Moo-jin’s odd-couple dynamic with Hyun-soo is particularly engaging. They have a complicated shared history, growing up in the same small town and alternately terrorizing and aiding each other in both the past and present. An amusingly awkward factor is the romantic history of Moo-jin and Hyun-soo’s sister, Hae-soo, whom Moo-jin still carries a serious torch for.

Hae-soo is the most mysterious main character. She only started getting serious screen time in the last few episodes aired. However, it seems clear that Hae-soo has a crucial role to play in the second half of Flower of Evil. Whether she will prove to be a hero or a villain is far less obvious.

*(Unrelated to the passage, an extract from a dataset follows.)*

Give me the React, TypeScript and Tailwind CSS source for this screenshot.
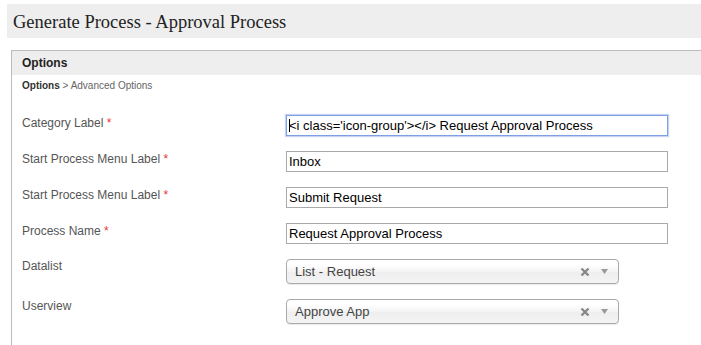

What we have seen of her so far indicates that both are distinct options. Hae-soo is clearly devoted to Hyun-soo, alternately his protector and protected by him. But that doesn’t rule out the possibility of her being the true heir to their father’s murderous tendencies. Whatever the case may be, Jang Hee-jin seems up to the task of bringing Hae-soo’s arc to life. Former Pristin member Lim Na-young also deserves a shoutout for her work as a teenaged Hae-soo in flashbacks. Her convincing balance of innocence and menace is why Hae-soo’s moral position is so intriguingly uncertain.

Outside of its quartet of leads, Flower of Evil largely maintains the same quality of characterization. This is the drama’s ace in the hole. Its twists and turns, however well-executed, are meaningless if its audience doesn’t care about the people experiencing them. Thanks to Flower of Evil’s stellar cast and thoughtful character writing, that is not a problem for this show.

Heading into its second half, Flower of Evil has plenty of mysteries to unravel. Most importantly, it needs to resolve each of its compelling protagonists’ stories in satisfying ways. Will these tormented souls give into their demons? Or will better angels prevail? If Flower of Evil maintains its current level of excellence, the answer is sure to be surprising, emotionally resonant, and just a touch theatrical.